→ **PROBLEM**
Please pull out every line that includes the string "this".
** START RAW RECORDS **
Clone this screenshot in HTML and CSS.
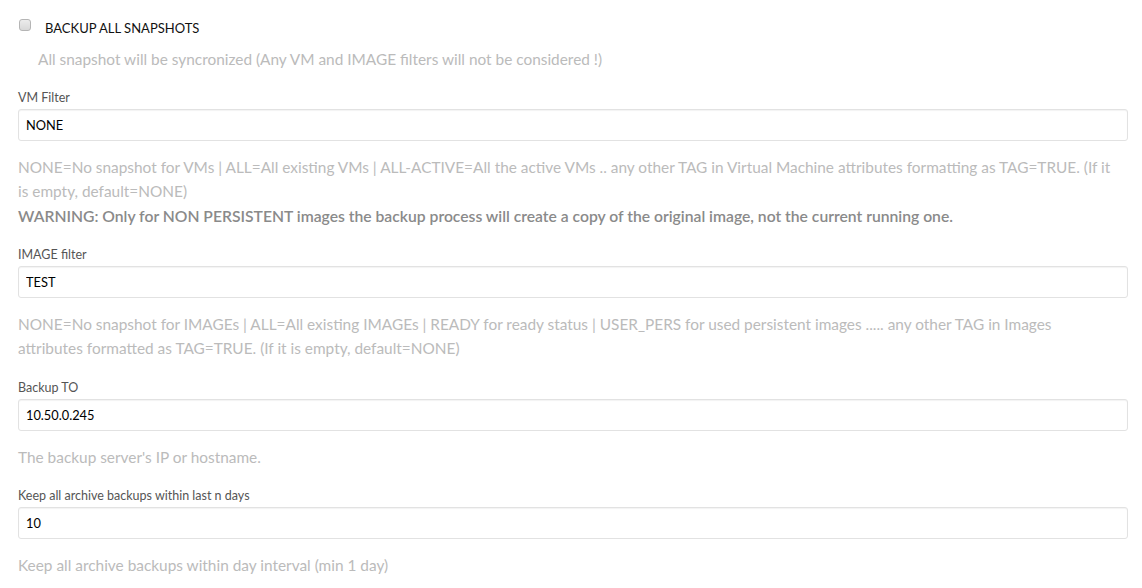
FILE: index.html
```html
<!DOCTYPE html>
<html>
<head>
<meta charset="utf-8">
<link rel="stylesheet" href="styles.css">
</head>
<body>
<form class="form">
  <div class="check-group">
    <label class="check-row"><input type="checkbox" class="check"><span class="check-label">BACKUP ALL SNAPSHOTS</span></label>
    <p class="help help-indent">All snapshot will be syncronized (Any VM and IMAGE filters will not be considered !)</p>
  </div>

  <div class="group">
    <label class="label">VM Filter</label>
    <input class="field" type="text" value="NONE">
    <p class="help">NONE=No snapshot for VMs | ALL=All existing VMs | ALL-ACTIVE=All the active VMs .. any other TAG in Virtual Machine attributes formatting as TAG=TRUE. (If it is empty, default=NONE)</p>
    <p class="warning">WARNING: Only for NON PERSISTENT images the backup process will create a copy of the original image, not the current running one.</p>
  </div>

  <div class="group">
    <label class="label">IMAGE filter</label>
    <input class="field" type="text" value="TEST">
    <p class="help">NONE=No snapshot for IMAGEs | ALL=All existing IMAGEs | READY for ready status | USER_PERS for used persistent images ..... any other TAG in Images attributes formatted as TAG=TRUE. (If it is empty, default=NONE)</p>
  </div>

  <div class="group">
    <label class="label">Backup TO</label>
    <input class="field" type="text" value="10.50.0.245">
    <p class="help">The backup server's IP or hostname.</p>
  </div>

  <div class="group">
    <label class="label">Keep all archive backups within last n days</label>
    <input class="field" type="text" value="10">
    <p class="help">Keep all archive backups within day interval (min 1 day)</p>
  </div>
</form>
</body>
</html>
```

FILE: styles.css
```css
html, body {
  margin: 0;
  padding: 0;
  background: #ffffff;
}
body {
  font-family: Lato, "Open Sans", "Liberation Sans", sans-serif;
  color: #333;
}
.form {
  padding: 18px 14px 0 18px;
  display: flex;
  flex-direction: column;
}
.check-group {
  margin-bottom: 17px;
}
.check-row {
  display: flex;
  align-items: center;
  height: 20px;
}
.check {
  -webkit-appearance: none;
  appearance: none;
  box-sizing: border-box;
  width: 12px;
  height: 12px;
  margin: 0 0 0 1px;
  border: 1px solid #b5b5b5;
  border-radius: 3px;
  background: linear-gradient(#ececec, #d8d8d8);
  position: relative;
  top: -3px;
}
.check-label {
  margin-left: 14px;
  font-size: 13px;
  color: #111;
}
.help {
  margin: 0 9px 0 0;
  font-size: 15.4px;
  line-height: 24.5px;
  color: #bbbbbb;
}
.help-indent {
  margin-top: 9px;
  padding-left: 20px;
}
.group {
  display: flex;
  flex-direction: column;
  margin-bottom: 18px;
}
.label {
  font-size: 12.5px;
  line-height: 17px;
  color: #555;
  margin-bottom: 3px;
}
.field {
  box-sizing: border-box;
  height: 32px;
  width: 100%;
  margin: 0 0 14px 0;
  padding: 0 7px;
  border: 1px solid #e2e2e2;
  border-radius: 3px;
  box-shadow: inset 0 1px 1px rgba(0,0,0,0.05);
  font-family: Lato, "Open Sans", "Liberation Sans", sans-serif;
  font-size: 12.8px;
  color: #000;
  outline: none;
}
.warning {
  margin: 0;
  font-size: 15.7px;
  line-height: 24px;
  font-weight: 600;
  color: #8a8a8a;
}
```
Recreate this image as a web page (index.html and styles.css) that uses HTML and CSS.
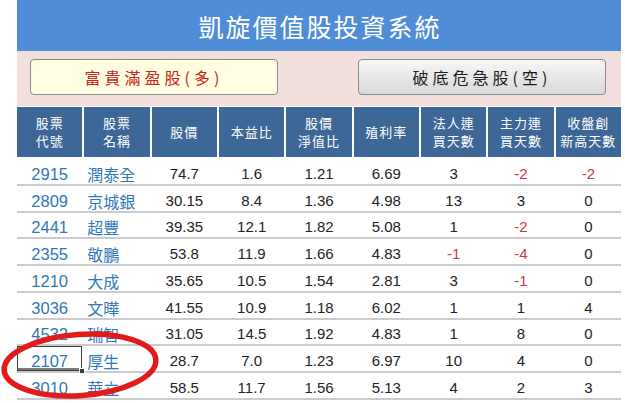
FILE: index.html
```html
<!DOCTYPE html>
<html lang="zh-Hant">
<head>
<meta charset="utf-8">
<title>凱旋價值股投資系統</title>
<link rel="stylesheet" href="styles.css">
</head>
<body>
<div class="page">
  <div class="sheet">
    <header class="title-bar">凱旋價值股投資系統</header>
    <div class="tabs">
      <button class="tab tab-long">富貴滿盈股(多)</button>
      <button class="tab tab-short">破底危急股(空)</button>
    </div>
    <div class="grid head">
      <div class="hc">股票<br>代號</div>
      <div class="hc">股票<br>名稱</div>
      <div class="hc">股價</div>
      <div class="hc">本益比</div>
      <div class="hc">股價<br>淨值比</div>
      <div class="hc">殖利率</div>
      <div class="hc">法人連<br>買天數</div>
      <div class="hc">主力連<br>買天數</div>
      <div class="hc">收盤創<br>新高天數</div>
    </div>
    <div class="rows">
      <div class="grid row"><div class="c code">2915</div><div class="c name">潤泰全</div><div class="c">74.7</div><div class="c">1.6</div><div class="c">1.21</div><div class="c">6.69</div><div class="c">3</div><div class="c neg">-2</div><div class="c neg">-2</div></div>
      <div class="grid row"><div class="c code">2809</div><div class="c name">京城銀</div><div class="c">30.15</div><div class="c">8.4</div><div class="c">1.36</div><div class="c">4.98</div><div class="c">13</div><div class="c">3</div><div class="c">0</div></div>
      <div class="grid row"><div class="c code">2441</div><div class="c name">超豐</div><div class="c">39.35</div><div class="c">12.1</div><div class="c">1.82</div><div class="c">5.08</div><div class="c">1</div><div class="c neg">-2</div><div class="c">0</div></div>
      <div class="grid row"><div class="c code">2355</div><div class="c name">敬鵬</div><div class="c">53.8</div><div class="c">11.9</div><div class="c">1.66</div><div class="c">4.83</div><div class="c neg">-1</div><div class="c neg">-4</div><div class="c">0</div></div>
      <div class="grid row"><div class="c code">1210</div><div class="c name">大成</div><div class="c">35.65</div><div class="c">10.5</div><div class="c">1.54</div><div class="c">2.81</div><div class="c">3</div><div class="c neg">-1</div><div class="c">0</div></div>
      <div class="grid row"><div class="c code">3036</div><div class="c name">文曄</div><div class="c">41.55</div><div class="c">10.9</div><div class="c">1.18</div><div class="c">6.02</div><div class="c">1</div><div class="c">1</div><div class="c">4</div></div>
      <div class="grid row"><div class="c code">4532</div><div class="c name">瑞智</div><div class="c">31.05</div><div class="c">14.5</div><div class="c">1.92</div><div class="c">4.83</div><div class="c">1</div><div class="c">8</div><div class="c">0</div></div>
      <div class="grid row"><div class="c code selected">2107</div><div class="c name">厚生</div><div class="c">28.7</div><div class="c">7.0</div><div class="c">1.23</div><div class="c">6.97</div><div class="c">10</div><div class="c">4</div><div class="c">0</div></div>
      <div class="grid row"><div class="c code">3010</div><div class="c name">華立</div><div class="c">58.5</div><div class="c">11.7</div><div class="c">1.56</div><div class="c">5.13</div><div class="c">4</div><div class="c">2</div><div class="c">3</div></div>
    </div>
  </div>
  <svg class="ring" width="170" height="80" viewBox="0 0 170 80" aria-hidden="true">
    <ellipse cx="80" cy="38" rx="76" ry="30.5" transform="rotate(-4 80 38)" fill="none" stroke="#e11b1b" stroke-width="5.5"/>
  </svg>
</div>
</body>
</html>
```

FILE: styles.css
```css
html, body {
  margin: 0;
  padding: 0;
  background: #ffffff;
}

body {
  font-family: "Liberation Sans", "Noto Sans CJK TC", sans-serif;
  color: #222;
}

.page {
  position: relative;
  width: 625px;
  height: 403px;
  overflow: hidden;
}

.sheet {
  margin-left: 17px;
  width: 604px;
}

.title-bar {
  height: 51px;
  background: #4f8dd6;
  color: #ffffff;
  font-family: "Noto Sans CJK TC", sans-serif;
  font-size: 25px;
  letter-spacing: 2px;
  display: flex;
  align-items: center;
  justify-content: center;
  padding-left: 2px;
}

.tabs {
  height: 55px;
  background: #f2dedd;
  display: flex;
  justify-content: space-between;
  align-items: flex-start;
  padding: 8px 15px 0 13px;
  box-sizing: border-box;
}

.tab {
  width: 248px;
  height: 36px;
  border: 1px solid #8c8c8c;
  border-radius: 4px;
  font-family: "Noto Sans CJK TC", sans-serif;
  font-size: 16px;
  letter-spacing: 4px;
  padding: 0;
  box-sizing: border-box;
  cursor: pointer;
}

.tab-long {
  background: #fffde2;
  color: #c9261c;
}

.tab-short {
  background: linear-gradient(#f7f7f7, #d9d9d9);
  color: #1d1d1d;
}

.grid {
  display: grid;
  grid-template-columns: repeat(9, 1fr);
  column-gap: 2px;
}

.head {
  margin-top: 1px;
  height: 50px;
}

.hc {
  background: #3c6797;
  color: #ffffff;
  font-family: "Noto Sans CJK TC", sans-serif;
  font-size: 13px;
  line-height: 18px;
  letter-spacing: 1px;
  display: flex;
  align-items: center;
  justify-content: center;
  text-align: center;
}

.rows {
  padding-top: 2px;
}

.row {
  height: 26.75px;
  box-sizing: border-box;
  border-bottom: 2px solid #cbcbcb;
}

.c {
  display: flex;
  align-items: flex-end;
  justify-content: center;
  font-size: 15px;
  line-height: 16px;
  padding-bottom: 2px;
  color: #232323;
}

.code {
  font-size: 16.5px;
  color: #2f78b7;
}

.name {
  justify-content: flex-start;
  padding-left: 3px;
  font-family: "Noto Sans CJK TC", sans-serif;
  font-size: 16px;
  color: #2f78b7;
}

.neg {
  color: #d0363a;
}

.selected {
  position: relative;
  box-shadow: inset 0 0 0 1px #3f3f3f, inset 0 -3px 0 #7a7a7a;
}

.selected::after {
  content: "";
  position: absolute;
  right: -3px;
  bottom: -3px;
  width: 4px;
  height: 4px;
  background: #3a3a3a;
  border: 1px solid #ffffff;
}

.ring {
  position: absolute;
  left: 0;
  top: 327px;
}
```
** END RAW RECORDS **
→ **EXERCISE RESULT**
Clone this screenshot in HTML and CSS.
Recreate this image as a web page (index.html and styles.css) that uses HTML and CSS.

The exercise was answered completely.